Figure 3. Photomicrograph showing a mass (chondrule) of augite crystals highly altered in the cores and clean rims. The crystals have a dirty appearance. Tabular brown hornblendes are in a mass of highly altered plagioclase. Yellow, slightly pleochroic chlorites are observed. Up parallel and down crossed nicols. The wide
of the picture is 4.8 mm.
Figure 4. . Photomicrograph showing brown hornblende crystals in a mass of highly sericitized plagioclase with very fine grain size. Note the abundance of opaque minerals and the presence of chlorite in the microphotographs. Up parallel and down crossed nicols. The wide of the picture is 1.3 mm.
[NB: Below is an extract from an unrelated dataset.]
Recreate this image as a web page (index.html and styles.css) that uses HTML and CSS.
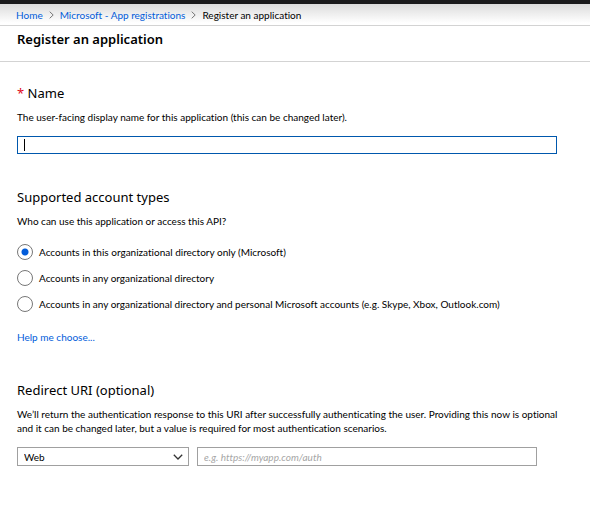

Figure 5. Scanning electron microscopy (backscattered electron mode) images showing the abundance of plagioclase and the presence of augite as phenocrystals but also in the matrix. The brilliant crystals in the
center of the second image are barite.
Figure 6. Scanning electron microscopy (backscattered electron mode) images showing the abundance of albite plagioclase and the presence of euhedral amphibole crystals; the amphibole is slightly altered to calcite. The second image displays a highly altered augite crystal. Important to note is the formation of
pigeonite in the core together with albite and potassium feldspar.
The scanning electron microscopy images and the energy dispersive spectroscopy analyses indicate that the pyroxenes have augite composition in the rim. This border has moderate content of Al 0.37 apfu (atoms per formula unit) and Ca up to 0.85-0.90 apfu. In the altered core, pigeonite compositions were determined, appearing together with plagioclase and potassium feldspar.
These pigeonite crystals have low values of Ca 0.20 apfu and high Al 0.90 apfu. In the pyroxene chondrule presents a variable composition, with high Al 0.40-0.60 apfu and variable Ca 0.46-0.70 apfu contents.
The plagioclase has high albite composition XAb= 0.80-0.90.
Fe-Ti oxides are common in the matrix, a low Cr contents are observed.
In the alteration zone (Figure 5B) the close relation between calcite and barite is observed.
The following Table contains the calculated compositions, which reveal that amphiboles are kaersutite.
Si Ti Al Fe2+ Mg Ca Na K Mg#
5.44 0.76 2.54 1.20 2.75 2.11 1.18 0.24 0.70
5.43 0.77 2.59 1.17 2.71 2.11 1.19 0.21 0.70
No major chemical differences in between core and rim were determined.
The mineral association and composition and the sample texture indicate that probably this rock is
an igneous dyke, probably a basalt or diabase (Le Maître et al., 2005).
Mineralogy and textural properties of samples were studied on (30m-thick) polished thin sections using transmitted and reflected light microscopy at LPA (UA) and UGR.
Photomicrographs were performed by using:
o Petrographic microscope: ZEISS Assioskop (LPA-UA).
o Digital camera: Photometrics CoolSNAPcf
o Image capture Software: RS ImageTM v.1.8.6
Samples (polished thin-sections) also were studied under scanning electron microscope (Research Technical Services – UA). Minerals were located and identified using BSE mode on Hitachi S3000N SEM coupled with an X-ray detector Bruker XFlash 3001 for microanalysis (EDS) and mapping. Semi-quantitative EDS X-ray microanalysis was performed using EDS spot analysis with acquisition time 60s and maximum process time to achieve best resolution of peaks in spectra.
ANNEX II. REFERENCES
Le Maître, R.W. (Editor), Streckeisen, A., Zanettin, B., Le Bas, M. J., Bonin, B., Bateman, P., Bellieni, G., Dudek, A., Efremova, S., Keller, J., Lameyre, J., Sabine, P.A., Schmid, R., Sørensen, H. & Woolley, A.R. 2005. Igneous Rocks: A Classification and Glossary of Terms: Recommendations of the International Union of Geological Sciences Subcommission on the Systematics of Igneous Rocks. Cambridge University Press. Second Edition, revised, 236 p. Cambridge, UK.